3 ways to ensure you're relevant and relaxed when it really matters (1 of 3)

What I know about you: you want to ensure that you’re relevant (and relaxed), in your day-to-day professional work, and especially on those occasions with heightened visibility.

This could be giving a public lecture, leading a virtual webinar, or speaking at an industry meeting.

You sense (and research backs you up on this) that these high-stakes moments matter more than the minutes allotted--whether it’s an 18 minute TED-style talk, an hour keynote, or even a 1/2 day interactive event or workshop.

These live public moments live on—in meaningful connections fostered and in powerful word of mouth. Simply put, these occasions present you a discrete amount of time with a potentially outsized effect on your work and reputation.

And that’s a good thing. It’s a chance to stretch yourself and your business into (who and) what you want it to become.

Each of the next three weeks, I’m sharing one essential tool or technique for ensuring relevance, and showing you how to put it into practice. 

Relevance Tool #1. 
Make relevance a (guiding) metric. Obvious, perhaps. Essential, absolutely. Overlooked, often.

Begin by asking what's relevant to your audience. What message do they most need to hear? Here’s a set of questions from a prior blog post on the Rule of One to help you out. 

This change alone will shift things for you.

Instead of offering information, you're guiding yourself to offer insight connected to your audience’s concerns. You’ll be addressing the right problem (obstacle, or frustration), with the right frame. 

And that’s means you're building a bridge from the audience’s understanding of their situation (what they want or think they need) to a new understanding that you as a subject-matter expert can offer them.

Making relevance a guiding metric keeps you forward thinking, because it keeps you thinking about your ability to be helpful and useful today and every day. It keeps you from falling behind.

You evolve. Your audience evolves. Markets evolve.

Even core, timeless principles need to be interpreted (and sometimes re-constructed) for a modern, changing world to retain their timelessness.  I see much of the communication advice I teach in this light. I bet the same is true in your field.

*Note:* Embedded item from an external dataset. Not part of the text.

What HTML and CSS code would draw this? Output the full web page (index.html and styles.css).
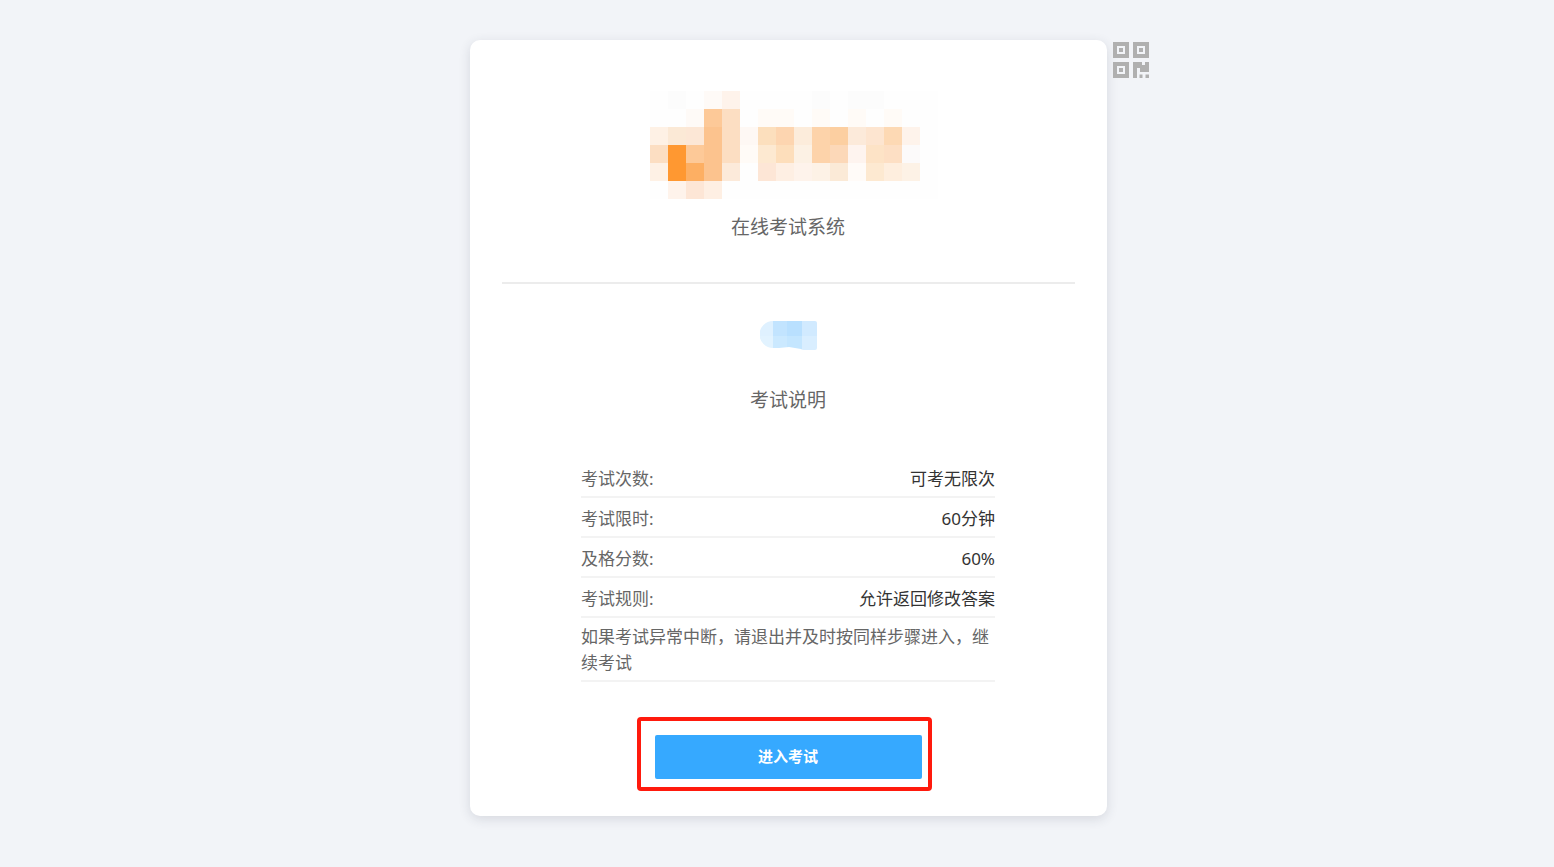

Metrics after all need to be measurable. So how can you measure that you hit the mark? If you’ve ever heard:  “That was just the message I needed to hear today” or “Whoa, that rocked my world,” or “Thank you. Thank you. Thank you,” or simply, “Amen."—it’s a pretty good indication you’ve got relevance dialed-in. Sure you could go ahead and survey your audience on a scale of 1 to 5 to quantify this effect, but for now this more qualitative metric can suffice.  It means you created something that mattered.

And that brings us to a paradox at the crux of all this: it is your “relevant to your audience focus" that’s the first step in becoming a strong ambassador for your own work, one that will allow you to build the next phase in your business or career.

Your turn.
Whatever you are working on today. Stop and ask what would make it more relevant.
Where or how is your audience stuck?
What is the single message or insight they most need to hear to move forward? Choosing one will force you to be precise. And that benefits you and your audience.
How could you simply reframe the problem they think they have?

Don’t worry about the exact phrasing—we’ll get to that next week. For now focus on relevant which means incisive and germane….Push for insight. 

Your takeaway: Be that beacon for your audience, by adopting relevance as a guiding metric. So that you can use your expertise to help them make things better in their own world.

Stay tuned for next week’s episode of the Relevance Revival. 

p.s.: Oh yes, above I said, “relevant and relaxed”--there’s no faster route to feeling professionally relaxed and grounded than knowing you’re prepared to hit the mark. Feel the tension in your neck, shoulders (or stomach) ease when you know you’re presenting a can’t-miss insight.